Prime Minister Keir Starmer has pledged to tackle the long waiting lists, as well as improve the health of the nation and shift the focus towards community services. This follows a report from Lord Darzi which found the NHS is "in serious trouble".
Completed in nine weeks, this review worked to diagnose the problems in the NHS in England and set out the themes for the government to incorporate into a ten-year-plan to reform the health service. It argues the NHS is facing rising demand for care as people live longer in ill health, coupled with low productivity in hospitals and poor staff morale.
Speaking at the King’s Fund annual conference in London, Sir Keir Starmer said: "NHS staff are working harder than ever but productivity has fallen because patients can’t be discharged. Clinicians are spending their time trying to find beds rather than treating more patients. That isn’t just solved by more money, it’s solved by reform."

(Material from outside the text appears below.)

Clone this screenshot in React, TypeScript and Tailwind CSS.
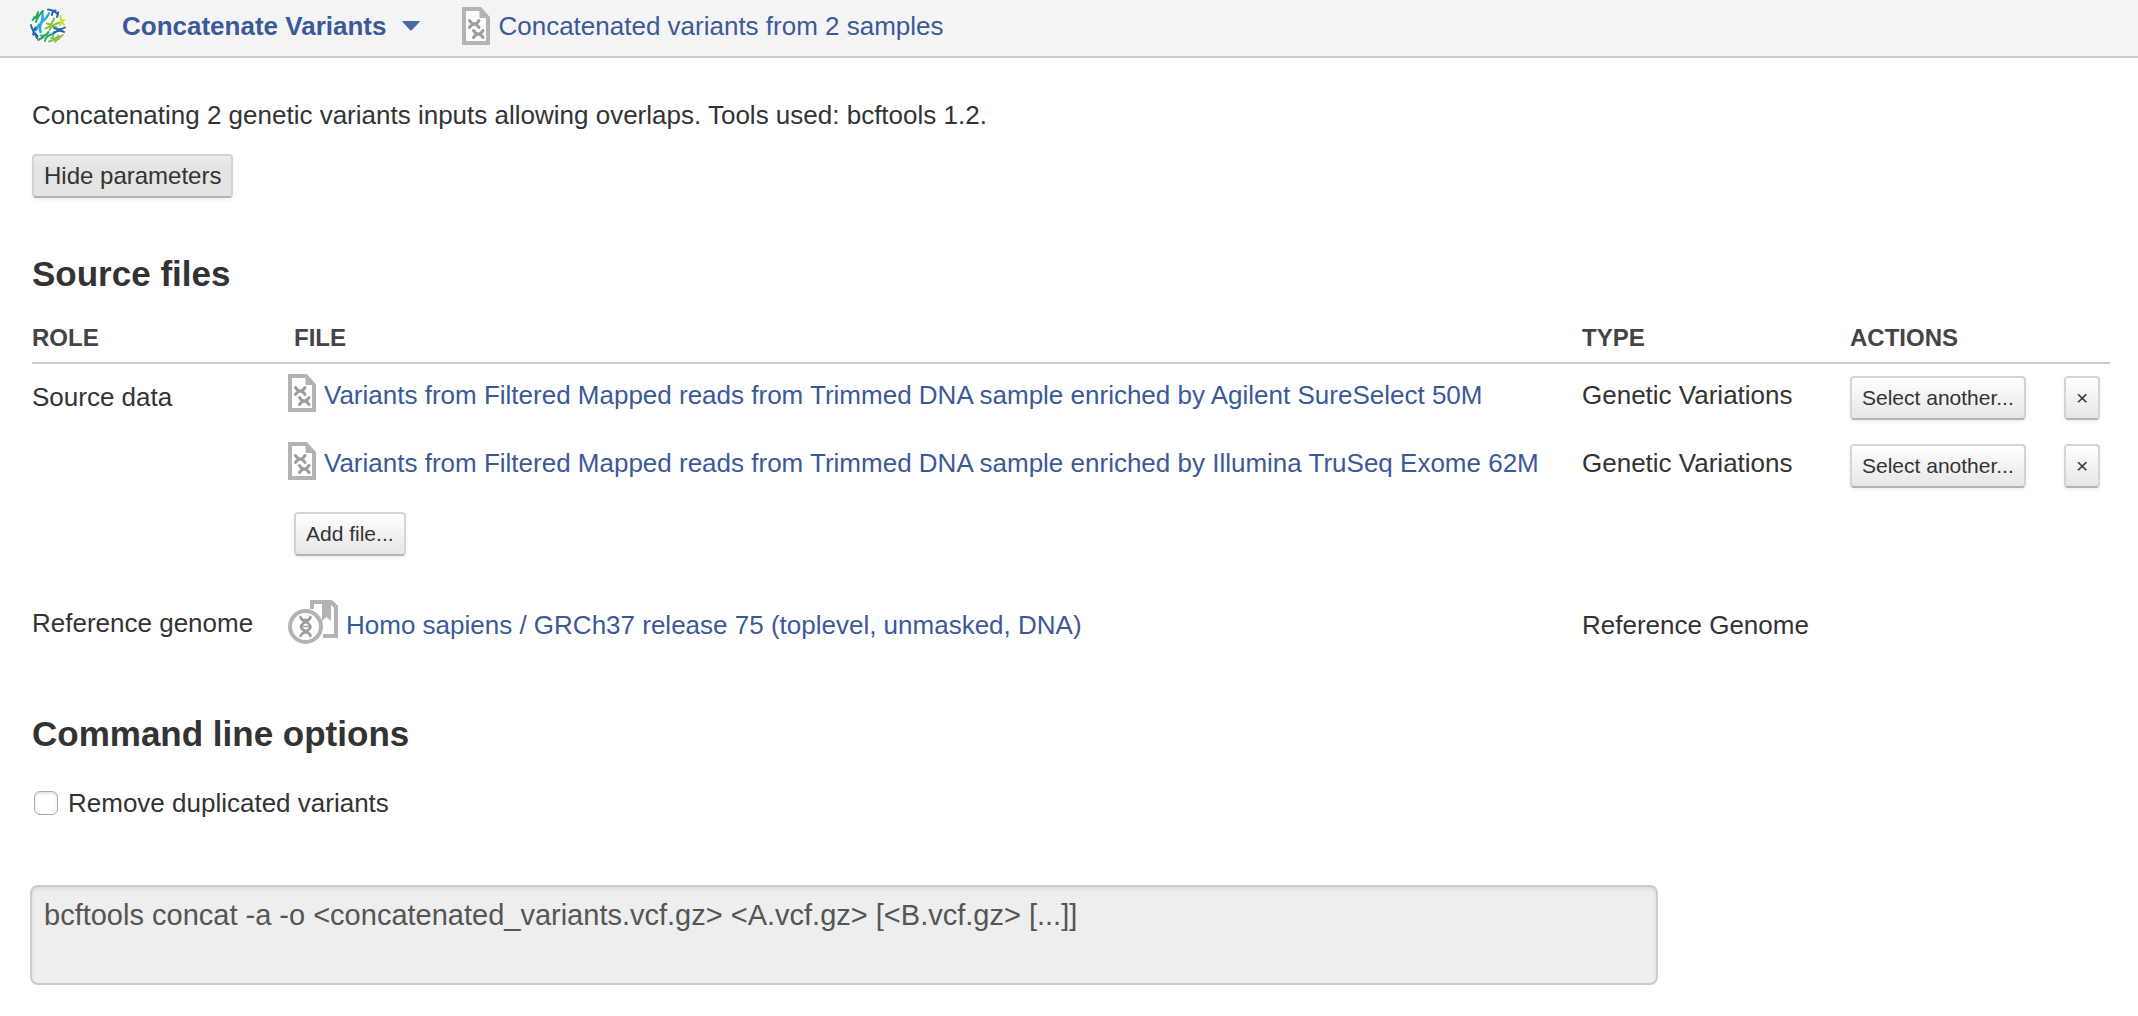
import type { ReactNode } from "react";

function FileIcon() {
  return (
    <svg aria-hidden="true" viewBox="0 0 28 38" className="h-[38px] w-7 shrink-0" fill="none">
      <path d="M2 2H18L26 11V36H2Z" fill="#fff" fillOpacity="0.6" stroke="#b3b3b3" strokeWidth="4" />
      <path d="M18 1L27 10.500H18Z" fill="#b3b3b3" stroke="#b3b3b3" />
      <g stroke="#9c9c9c" strokeWidth="3" strokeLinecap="round">
        <path d="M7.500 13.500Q9.500 17 12.300 17Q15 17 17 13.500M7.500 20.500Q9.500 17 12.300 17Q15 17 17 20.500" />
        <path d="M11.500 23.500Q13.500 27 16.300 27Q19 27 21 23.500M11.500 30.500Q13.500 27 16.300 27Q19 27 21 30.500" />
      </g>
    </svg>
  );
}

function GenomeIcon() {
  return (
    <svg aria-hidden="true" viewBox="0 0 50 44" className="h-11 w-[50px] shrink-0" fill="none">
      <path d="M24 9V2H43L48 7V36H35" stroke="#b3b3b3" strokeWidth="4" />
      <path d="M34 2H43V21L38.500 17L34 21Z" fill="#b3b3b3" />
      <path d="M43 1H45L50 6V9Z" fill="#b3b3b3" />
      <circle cx="17.500" cy="26.500" r="15.500" fill="#fff" stroke="#b3b3b3" strokeWidth="4" />
      <g stroke="#9c9c9c" strokeWidth="2.600" strokeLinecap="round">
        <path d="M12.500 17C13 22 22.500 22 22.500 27C22.500 31 14 31 12.500 36" />
        <path d="M22.500 17C22 22 13 22 13 27C13 31 22 31 22.500 36" />
        <path d="M15 19.500H20M14 26.500H22M15 33H20" strokeWidth="1.600" />
      </g>
    </svg>
  );
}

function Logo() {
  return (
    <svg aria-hidden="true" viewBox="0 0 36 36" className="size-9 shrink-0" fill="none" strokeLinecap="round">
      <defs>
        <clipPath id="disc">
          <circle cx="18" cy="18" r="18" />
        </clipPath>
      </defs>
      <g clipPath="url(#disc)">
        <circle cx="18" cy="18" r="18" fill="#f8faf6" />
        <g stroke="#29abe2" strokeWidth="2.500">
          <path d="M12 4Q13.500 10 11.500 14Q9 19 10.500 24M19 5.500Q16 11 12 14Q8 17 6 22" />
          <path d="M20 27L25 24M23 28.500L24 23.500" strokeWidth="1.600" />
        </g>
        <g stroke="#27a35a" strokeWidth="2">
          <path d="M2.500 12Q7 9 8 4M6 14Q7 9 13 3M9 7.500L4 9.500" />
          <path d="M11 27.500Q16 28.500 18.500 24M15 33Q15.500 28.500 21 26.500M8 32L13.500 29" />
        </g>
        <g stroke="#8bbf3f" strokeWidth="2.100">
          <path d="M15.500 20.500Q21 19 24 10.500M19.500 22Q21 17.500 29 14.500M17 15.500Q22 17 27 20" />
          <path d="M19 33.500Q26 32 28.500 27.500M25 34.500Q27 30 33.500 27M21 30L29 31" />
        </g>
        <g stroke="#2566ae" strokeWidth="2">
          <path d="M18 1.500Q24 2 28 6.500M22 7Q22 3 26 2M28.500 3.500L27 9" />
          <path d="M24 20Q29 23 35 19.500M24 25Q29 20.500 35 24.500" />
          <path d="M1 17Q2 23 7.500 28M5.500 19.500Q3 24 3 27M2 20L7 30" />
        </g>
        <g stroke="#cbdb2a" strokeWidth="2">
          <path d="M30.500 8Q30 13 34 16.500M34 12Q31 13 30 17" />
        </g>
      </g>
    </svg>
  );
}

const buttonBase =
  "h-11 whitespace-nowrap rounded border-2 border-[#d4d4d4] border-b-[#b3b3b3] text-[#333] shadow-[0_2px_4px_rgba(0,0,0,0.06)]";

function SmallButton({ children, label }: { children: ReactNode; label?: string }) {
  return (
    <button
      type="button"
      aria-label={label}
      className={`${buttonBase} bg-linear-to-b from-white to-[#e6e6e6] px-2.5 text-[21px] leading-[30px]`}
    >
      {children}
    </button>
  );
}

function FileLink({ children, icon }: { children: ReactNode; icon: ReactNode }) {
  return (
    <a href="#file" className="-ml-1.5 flex items-start gap-2 whitespace-nowrap text-[#3b5998]">
      {icon}
      {children}
    </a>
  );
}

const files = [
  "Variants from Filtered Mapped reads from Trimmed DNA sample enriched by Agilent SureSelect 50M",
  "Variants from Filtered Mapped reads from Trimmed DNA sample enriched by Illumina TruSeq Exome 62M",
];

const headCell = "border-b-2 border-[#ccc] pt-1 pb-2";

export default function App() {
  return (
    <div className="min-h-screen bg-white font-['Liberation_Sans',Arial,sans-serif] text-[26px] leading-9 text-[#333]">
      <header className="flex h-[58px] items-center border-b-2 border-[#ccc] bg-[#f4f4f4] pb-1 pl-[30px] text-[#3b5998]">
        <Logo />
        <button type="button" className="ml-14 flex items-center gap-4 font-bold">
          Concatenate Variants
          <svg aria-hidden="true" viewBox="0 0 18 10" className="h-2.5 w-[18px]" fill="#4a67a8">
            <path d="M1 0H17Q18 0 17.500 1L10 9Q9 10 8 9L0.500 1Q0 0 1 0Z" />
          </svg>
        </button>
        <a href="#result" className="ml-[42px] flex items-center gap-2">
          <FileIcon />
          Concatenated variants from 2 samples
        </a>
      </header>

      <main className="pt-[39px] pr-7 pl-8">
        <p>Concatenating 2 genetic variants inputs allowing overlaps. Tools used: bcftools 1.2.</p>
        <button
          type="button"
          className={`${buttonBase} mt-[21px] bg-linear-to-b from-[#ededed] to-[#e4e4e4] to-30% px-2.5 text-[24px] leading-8`}
        >
          Hide parameters
        </button>

        <h2 className="mt-[52px] text-[35px] leading-12 font-bold">Source files</h2>

        <table className="mt-5 w-full table-fixed border-separate border-spacing-0 text-left">
          <colgroup>
            <col className="w-[262px]" />
            <col />
            <col className="w-[268px]" />
            <col className="w-[214px]" />
            <col className="w-[46px]" />
          </colgroup>
          <thead className="text-2xl leading-8 text-[#444]">
            <tr>
              <th className={headCell}>ROLE</th>
              <th className={headCell}>FILE</th>
              <th className={headCell}>TYPE</th>
              <th className={headCell} colSpan={2}>
                ACTIONS
              </th>
            </tr>
          </thead>
          <tbody className="align-top">
            {files.map((name, i) => (
              <tr key={name} className="h-[68px]">
                <td className="pt-[15px]">{i === 0 ? "Source data" : ""}</td>
                <td className="pt-2.5">
                  <FileLink icon={<FileIcon />}>
                    <span className="pt-[3px]">{name}</span>
                  </FileLink>
                </td>
                <td className="pt-[13px]">Genetic Variations</td>
                <td className="pt-3">
                  <SmallButton>Select another...</SmallButton>
                </td>
                <td className="pt-3">
                  <SmallButton label="Remove file">×</SmallButton>
                </td>
              </tr>
            ))}
            <tr className="h-[88px]">
              <td />
              <td className="pt-3" colSpan={4}>
                <SmallButton>Add file...</SmallButton>
              </td>
            </tr>
            <tr className="h-[68px]">
              <td className="pt-[17px]">Reference genome</td>
              <td className="pt-3">
                <FileLink icon={<GenomeIcon />}>
                  <span className="pt-[7px]">Homo sapiens / GRCh37 release 75 (toplevel, unmasked, DNA)</span>
                </FileLink>
              </td>
              <td className="pt-[19px]">Reference Genome</td>
              <td colSpan={2} />
            </tr>
          </tbody>
        </table>

        <h2 className="mt-[54px] text-[35px] leading-12 font-bold">Command line options</h2>

        <label className="mt-[27px] flex w-fit items-center gap-2.5 pl-0.5">
          <input
            type="checkbox"
            className="size-6 appearance-none rounded-md border border-[#aaa] bg-white shadow-[inset_0_2px_3px_rgba(0,0,0,0.12)] checked:bg-[#3b5998]"
          />
          Remove duplicated variants
        </label>

        <textarea
          readOnly
          aria-label="Command line"
          className="mt-16 -ml-0.5 block h-[100px] w-[78.350%] resize-none rounded-lg border-2 border-[#ccc] bg-[#eee] px-3 py-2.5 text-[29px] leading-9 text-[#555] shadow-[inset_0_2px_4px_rgba(0,0,0,0.08)] outline-none"
          defaultValue="bcftools concat -a -o <concatenated_variants.vcf.gz> <A.vcf.gz> [<B.vcf.gz> [...]]"
        />
      </main>
    </div>
  );
}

About 2.2 million people attended A&E departments across England last month. The overall number of attendances to A&E at York Teaching Hospital NHS Foundation Trust in August was a drop of 5 per cent on the 18,246 visits recorded during July, and 12 per cent lower than the 19,710 patients seen in August 2023.
The NHS said emergency departments experienced the busiest summer ever with a combined 6,776,150 attendances in June, July and August combined – up 240,776 on the same period last year. Professor Sir Stephen Powis, NHS national medical director, said preparations had begun for an "extremely difficult winter".
He added Lord Darzi's review makes it clear waits across a range of services "remain unacceptable".
Siva Anandaciva, King's Fund chief analyst, said the review is an "opportunity for radical change rather than just tinkering", adding emergency care played a prominent part in the report.
He said: "While there is some variation in performance, not a single hospital operating a major A&E department in England is currently meeting A&E performance standards. We don’t need an independent review to know that NHS performance is bad and that the government has received a troubled inheritance. What we need is a mandate for change."